How does blogging help local SEO in this way?

There are two main factors at play here:

1. The blog lifts the entire site

If your site has a blog and you update that regularly, two key things happen:

  • Google knows that the content is fresh and the site is maintained. That has a positive effect on rankings for every single page on the site.
  • You also have a range of interesting articles on your site. Other people will link to them. (Be realistic – if you only have sales pages for your products and services, who’s going to link to those?) In Google’s view, every single link from another site is a vote of confidence in your site. Once again, rankings for your entire site improve.
    Note that it’s not just quantity of links, it’s the quality of them too. If you can get a link from a ‘high authority’ site (the ABC, or Wikipedia, or an official government department), that’s the best of all. That means a major player is endorsing you.

The blog doesn’t just help itself. It helps each and every page on your site. That includes the hero pages which you want people to visit – your home page and your service pages.

blog pages lifts hero pages higher

2. The main site is well optimised already

Thanks to a good web developer who was onboard already, the main site was well optimised for local SEO.

  1. Google knows that the site is about conveyancing and buying and selling real estate
  2. Google knows that the business is in Castle Hill and serves primarily the Hills district.

The important thing to consider now is that Google wants to provide results which are as useful as possible. The more accurate and helpful the search results, the more people use Google and the more money the company can make from advertisers. So, Google knows that in many cases, people are looking for something near them. And as a result, it prioritises local businesses in search results.

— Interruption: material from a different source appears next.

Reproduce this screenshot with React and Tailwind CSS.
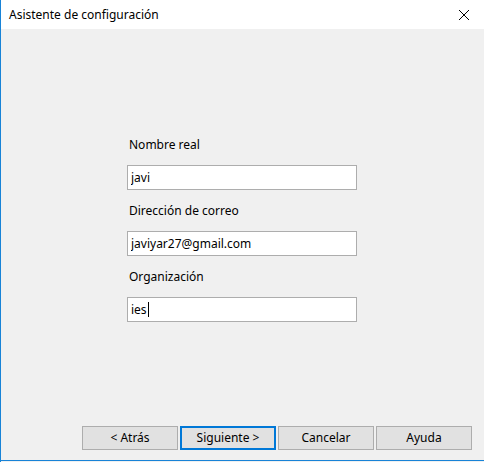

Unless you’re connecting to the internet via a VPN, Google has a pretty idea where you are, and they know which suburbs are near you. So if our client is showing up for ‘conveyancing Castle Hill‘, chances are they’re also showing up when people nearby search for ‘conveyancing near me’.

Key learnings – how you can improve your local SEO

As you can see, there are two things you need to make this work.

A blog. And core pages well optimised for your service and location.

The blog is the easy bit. You can use our blogging service. Or you can write your own blog. Just make sure you create quality content and publish consistently.

But what about your core business pages? What can you do to optimise those?

Some tips to improve local SEO

Never lose site of the goal. With local SEO, your aim is to make sure Google knows

  • what you do
  • what areas you serve

Here are some ways to work on that:

On your website

  1. Include your address on your site.
    It sounds simple. It is. An added benefit is that humans like it too – it makes you more ‘real’ and trustworthy.
    Ideally, put your address in your footer as well as on your contact page. This means it’s on every page of your site.
  2. You can also include a line describing the areas you service. A list of suburbs, or a regional description like ‘the Hills District’ works fine.
  3. Include both key services and your location / area served in your meta title and meta description. (If your web designer / marketing support haven’t set up metadata for you, let us know. On most sites it’s quite simple to add and we can teach you.
  4. If you want to be really fancy, you can use schema mark-up to describe the area your service on all yiour service or product pages.
  5. If it’s suitable for your business, publish the suburb in testimonials on your site. Over time, this gives you a whole range of local SEO keywords. Here’s an example from the wonderful Jenni Lawton at Jen’s Cleaning
    Jens cleaning services client testimonial with locations
  6. If you’re involved with the local community, include information about that and links to any relevant local sites. Publish blog articles talking about local events or teams that you sponsor.

Elsewhere on the web

  1. Create a Google MyBusiness account. Get some positive reviews. Make a few posts. Make sure you include your address – and make sure you use exactly the same format you use on your website and your Google MyBusiness profile.
  2. List in business directories. (And use the same address details as on your website.) We’ve compiled a list of Australian business directories you can add your company to.
  3. There may also be local directories or groups with an online presence where you can add your details.

And really, it’s important to get those address (and business name, and phone) details consistent. I have known businesses who listed in different directories with different suburbs. That’s a bad idea. You don’t get to be top anywhere, and you present to Google as unreliable. My advice – don’t do it!